GIVEN INFORMATION -
+-------+
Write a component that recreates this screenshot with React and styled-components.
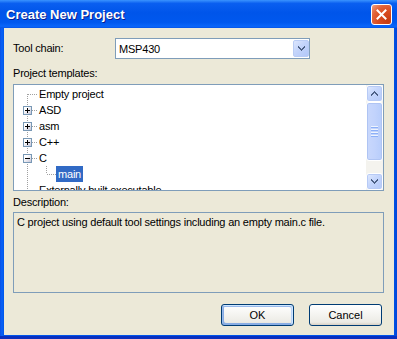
import React from 'react';
import styled, { createGlobalStyle, css } from 'styled-components';

const beige = '#ECE9D8';
const fieldBorder = '#7F9DB9';
const uiFont = `"Liberation Sans", Arial, sans-serif`;
const dots = '#A0A0A0';

const GlobalStyle = createGlobalStyle`
  html, body { margin: 0; padding: 0; background: #fff; }
  body { font-family: ${uiFont}; font-size: 11px; color: #000; letter-spacing: -0.2px; }
`;

const Window = styled.div`
  width: 397px;
  height: 339px;
  box-sizing: border-box;
  display: flex;
  flex-direction: column;
  padding: 0 3px 4px 4px;
  background: linear-gradient(to right, #0A4FE6 0, #0862F7 2px, #0055EA 4px, #0055EA 393px, #0046D8 397px);
  box-shadow: inset 0 -3px 0 #0A2FBE;
`;

const TitleBar = styled.div`
  flex: none;
  height: 28px;
  margin: 0 -3px 0 -4px;
  padding: 0 5px 0 6px;
  display: flex;
  align-items: center;
  justify-content: space-between;
  background: linear-gradient(to bottom, #3A93FF 0%, #0A5FF0 12%, #0055EA 45%, #0058EE 80%, #0A66FA 94%, #0653E6 100%);
`;

const Title = styled.span`
  font: bold 13px ${uiFont};
  letter-spacing: 0;
  color: #fff;
  text-shadow: 1px 1px 0 #0A1E8C;
  margin-top: 1px;
`;

const CloseButton = styled.button`
  width: 21px;
  height: 21px;
  padding: 0;
  box-sizing: border-box;
  border: 1px solid #fff;
  border-radius: 3px;
  display: flex;
  align-items: center;
  justify-content: center;
  background: radial-gradient(circle at 85% 85%, #C63C12 0%, #DA4D22 45%, #E2643A 70%, #EFA284 100%);
`;

const Client = styled.div`
  flex: 1;
  background: ${beige};
  display: flex;
  flex-direction: column;
  padding: 10px 10px 0 9px;
`;

const FieldRow = styled.div`
  display: flex;
  align-items: center;
  height: 21px;
`;

const Label = styled.div`
  line-height: 13px;
  width: ${p => (p.$width ? `${p.$width}px` : 'auto')};
  margin-top: ${p => p.$top || 0}px;
  flex: none;
`;

const Combo = styled.div`
  width: 195px;
  height: 21px;
  box-sizing: border-box;
  border: 1px solid ${fieldBorder};
  background: #fff;
  display: flex;
  align-items: center;
  justify-content: space-between;
  padding-left: 3px;
`;

const ArrowButton = styled.div`
  width: 16px;
  height: 17px;
  margin: 1px 0 1px 0;
  box-sizing: border-box;
  border: 1px solid #B9CCF5;
  border-radius: 2px;
  background: linear-gradient(135deg, #DCE6FD 0%, #C3D4FB 45%, #B2C7F8 100%);
  display: flex;
  align-items: center;
  justify-content: center;
`;

const TreeBox = styled.div`
  margin-top: 4px;
  height: 107px;
  box-sizing: border-box;
  border: 1px solid ${fieldBorder};
  background: #fff;
  display: flex;
`;

const TreeList = styled.div`
  flex: 1;
  overflow: hidden;
  padding: 1px 0 0 4px;
`;

const Row = styled.div`
  display: flex;
  height: 16px;
`;

const vertical = css`
  content: '';
  position: absolute;
  left: 9px;
  width: 1px;
  background: repeating-linear-gradient(to bottom, ${dots} 0 1px, transparent 1px 2px);
`;

const Guide = styled.span`
  width: 19px;
  flex: none;
  position: relative;
  ${p => p.$line && css`
    &::before { ${vertical} top: 0; bottom: 0; }
  `}
`;

const Connector = styled.span`
  width: 19px;
  flex: none;
  position: relative;
  &::before {
    ${vertical}
    top: ${p => (p.$up ? 0 : 8)}px;
    bottom: ${p => (p.$down ? 0 : 8)}px;
  }
  &::after {
    content: '';
    position: absolute;
    left: 10px;
    top: 8px;
    width: 9px;
    height: 1px;
    background: repeating-linear-gradient(to right, ${dots} 0 1px, transparent 1px 2px);
  }
`;

const Expander = styled.span`
  position: absolute;
  left: 5px;
  top: 4px;
  width: 9px;
  height: 9px;
  box-sizing: border-box;
  border: 1px solid #7898B5;
  background: linear-gradient(135deg, #fff 30%, #C6C5D7 100%);
  z-index: 1;
  display: flex;
`;

const ItemText = styled.span`
  line-height: 16px;
  padding: 0 2px;
  white-space: nowrap;
  background: ${p => (p.$selected ? '#316AC5' : 'transparent')};
  color: ${p => (p.$selected ? '#fff' : '#000')};
`;

const ScrollBar = styled.div`
  width: 17px;
  flex: none;
  display: flex;
  flex-direction: column;
  background: #F4F3EE;
`;

const ScrollButton = styled.div`
  height: 17px;
  flex: none;
  box-sizing: border-box;
  border: 1px solid #fff;
  border-radius: 3px;
  box-shadow: inset 0 0 0 1px #B7CAF5;
  background: linear-gradient(135deg, #E1EAFE 0%, #C5D6FC 45%, #B4C9F8 100%);
  display: flex;
  align-items: center;
  justify-content: center;
`;

const Track = styled.div`
  flex: 1;
  display: flex;
  flex-direction: column;
`;

const Thumb = styled.div`
  height: 59px;
  box-sizing: border-box;
  border: 1px solid #fff;
  border-radius: 3px;
  box-shadow: inset 0 0 0 1px #AFC4F3;
  background: linear-gradient(to right, #C9D8FC 0%, #C2D3FC 50%, #B7CDFB 100%);
  display: flex;
  flex-direction: column;
  align-items: center;
  justify-content: center;
  gap: 1px;
`;

const Grip = styled.span`
  width: 7px;
  height: 1px;
  background: #EEF4FE;
  border-bottom: 1px solid #8CB0F8;
`;

const DescBox = styled.div`
  margin-top: 3px;
  height: 81px;
  box-sizing: border-box;
  border: 1px solid ${fieldBorder};
  padding: 3px 3px;
  line-height: 13px;
`;

const ButtonRow = styled.div`
  margin-top: 11px;
  display: flex;
  justify-content: flex-end;
  gap: 15px;
  padding-right: 2px;
`;

const DialogButton = styled.button`
  width: 73px;
  height: 22px;
  box-sizing: border-box;
  padding: 0;
  border: 1px solid #003C74;
  border-radius: 3px;
  background: linear-gradient(180deg, #fff, #ECEBE5 86%, #D8D0C4);
  font: 11px ${uiFont};
  color: #000;
  ${p => p.$default && css`
    box-shadow: inset -1px 1px #CEE7FF, inset 1px 2px #98B8EA, inset -2px 2px #BCD4F6,
      inset 1px -1px #89ADE4, inset 2px -2px #89ADE4;
  `}
`;

// pixel chevron used on the combo and scroll buttons
const Chevron = ({ up }) => (
  <svg width="7" height="5" viewBox="0 0 7 5" shapeRendering="crispEdges"
    style={up ? { transform: 'scaleY(-1)' } : undefined}>
    <path d="M0 0h1v1h1v1h1v1h1V2h1V1h1V0h1v2H6v1H5v1H4v1H3V4H2V3H1V2H0z" fill="#4D6185" />
  </svg>
);

const PlusMinus = ({ open }) => (
  <svg width="7" height="7" viewBox="0 0 7 7" shapeRendering="crispEdges">
    <rect x="1" y="3" width="5" height="1" fill="#000" />
    {!open && <rect x="3" y="1" width="1" height="5" fill="#000" />}
  </svg>
);

const templates = [
  { label: 'Empty project', up: false, down: true },
  { label: 'ASD', up: true, down: true, expander: 'closed' },
  { label: 'asm', up: true, down: true, expander: 'closed' },
  { label: 'C++', up: true, down: true, expander: 'closed' },
  { label: 'C', up: true, down: true, expander: 'open' },
  { label: 'main', guides: [true], up: true, down: false, selected: true },
  { label: 'Externally built executable', up: true, down: true },
];

export default function App() {
  return (
    <>
      <GlobalStyle />
      <Window>
        <TitleBar>
          <Title>Create New Project</Title>
          <CloseButton aria-label="Close">
            <svg width="11" height="11" viewBox="0 0 11 11">
              <path d="M1.5 1.5 L9.5 9.5 M9.5 1.5 L1.5 9.5" stroke="#fff" strokeWidth="2" strokeLinecap="square" />
            </svg>
          </CloseButton>
        </TitleBar>
        <Client>
          <FieldRow>
            <Label $width={102}>Tool chain:</Label>
            <Combo>
              <span>MSP430</span>
              <ArrowButton><Chevron /></ArrowButton>
            </Combo>
          </FieldRow>
          <Label $top={8}>Project templates:</Label>
          <TreeBox>
            <TreeList>
              {templates.map(item => (
                <Row key={item.label}>
                  {(item.guides || []).map((line, i) => <Guide key={i} $line={line} />)}
                  <Connector $up={item.up} $down={item.down}>
                    {item.expander && (
                      <Expander><PlusMinus open={item.expander === 'open'} /></Expander>
                    )}
                  </Connector>
                  <ItemText $selected={item.selected}>{item.label}</ItemText>
                </Row>
              ))}
            </TreeList>
            <ScrollBar>
              <ScrollButton><Chevron up /></ScrollButton>
              <Track>
                <Thumb>
                  <Grip /><Grip /><Grip /><Grip />
                </Thumb>
              </Track>
              <ScrollButton><Chevron /></ScrollButton>
            </ScrollBar>
          </TreeBox>
          <Label $top={5}>Description:</Label>
          <DescBox>C project using default tool settings including an empty main.c file.</DescBox>
          <ButtonRow>
            <DialogButton $default>OK</DialogButton>
            <DialogButton>Cancel</DialogButton>
          </ButtonRow>
        </Client>
      </Window>
    </>
  );
}
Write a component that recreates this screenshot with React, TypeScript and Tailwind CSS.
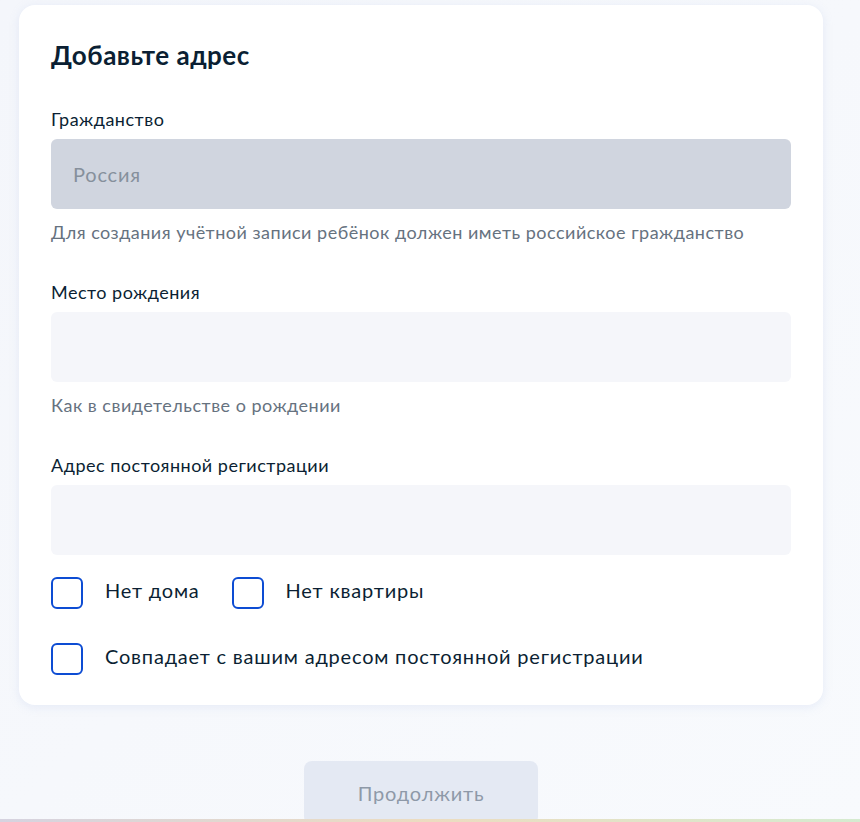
import { useState } from 'react';

type Field = {
  label: string;
  value?: string;
  hint?: string;
  disabled?: boolean;
};

const fields: Field[] = [
  {
    label: 'Гражданство',
    value: 'Россия',
    hint: 'Для создания учётной записи ребёнок должен иметь российское гражданство',
    disabled: true,
  },
  { label: 'Место рождения', hint: 'Как в свидетельстве о рождении' },
  { label: 'Адрес постоянной регистрации' },
];

function Checkbox({ label }: { label: string }) {
  const [checked, setChecked] = useState(false);
  return (
    <label className="flex items-center gap-[22px] cursor-pointer select-none">
      <span
        onClick={() => setChecked(!checked)}
        className="w-8 h-8 rounded-md border-2 border-[#0d4cd3] bg-white flex items-center justify-center"
      >
        {checked && (
          <svg width="18" height="18" viewBox="0 0 18 18" fill="none">
            <path d="M3 9l4 4 8-8" stroke="#0d4cd3" strokeWidth="2.2" strokeLinecap="round" strokeLinejoin="round" />
          </svg>
        )}
      </span>
      <span className="mb-[6px] text-[20px] leading-5 tracking-[0.8px] text-[#0b1f33]">{label}</span>
    </label>
  );
}

export default function App() {
  return (
    <div
      className="relative h-[822px] overflow-hidden bg-gradient-to-br from-[#f4f6fb] to-[#f8fafd]"
      style={{ fontFamily: 'Lato, "Noto Sans", sans-serif' }}
    >
      <div className="ml-[19px] mt-[5px] w-[804px] bg-white rounded-2xl shadow-[0_2px_10px_rgba(180,195,230,0.25)] px-8 pt-[34px] pb-[30px]">
        <h1 className="text-[26px] leading-8 font-bold tracking-[0.5px] text-[#0b1f33]">Добавьте адрес</h1>

        <div className="mt-9 flex flex-col gap-9">
          {fields.map((f) => (
            <div key={f.label}>
              <div className="text-[18px] leading-6 tracking-[0.5px] text-[#0b1f33]">{f.label}</div>
              <div
                className={
                  f.disabled
                    ? 'mt-2 h-[70px] rounded-md bg-[#d0d5df] flex items-center px-[22px] text-[20px] tracking-[0.8px] text-[#86909c]'
                    : 'mt-2 h-[70px] rounded-md bg-[#f5f6fa] flex items-center px-[22px] text-[20px] tracking-[0.8px] text-[#0b1f33]'
                }
              >
                {f.value}
              </div>
              {f.hint && (
                <div className="mt-[11px] text-[18px] leading-6 tracking-[0.5px] text-[#66727f]">{f.hint}</div>
              )}
            </div>
          ))}
        </div>

        <div className="mt-[22px] flex items-center gap-[32px]">
          <Checkbox label="Нет дома" />
          <Checkbox label="Нет квартиры" />
        </div>
        <div className="mt-[34px]">
          <Checkbox label="Совпадает с вашим адресом постоянной регистрации" />
        </div>
      </div>

      <div className="ml-[19px] w-[804px] mt-[56px] flex justify-center">
        <button className="w-[234px] h-16 rounded-lg bg-[#e4e9f3] text-[20px] tracking-[0.8px] text-[#8e99a8]">
          Продолжить
        </button>
      </div>

      <div className="absolute left-0 right-0 bottom-0 h-[3px] bg-gradient-to-r from-[#d6d3e0] via-[#ecdcc0] to-[#d5ebd0]" />
    </div>
  );
}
+-------+
WHAT YOU ARE ASKED TO DO -
Retype the records above word for word, from their first line through the line containing "const dots = '#A0A0A0';", and leave out every picture.

WRITTEN REPLY -
Write a component that recreates this screenshot with React and styled-components.
import React from 'react';
import styled, { createGlobalStyle, css } from 'styled-components';

const beige = '#ECE9D8';
const fieldBorder = '#7F9DB9';
const uiFont = `"Liberation Sans", Arial, sans-serif`;
const dots = '#A0A0A0';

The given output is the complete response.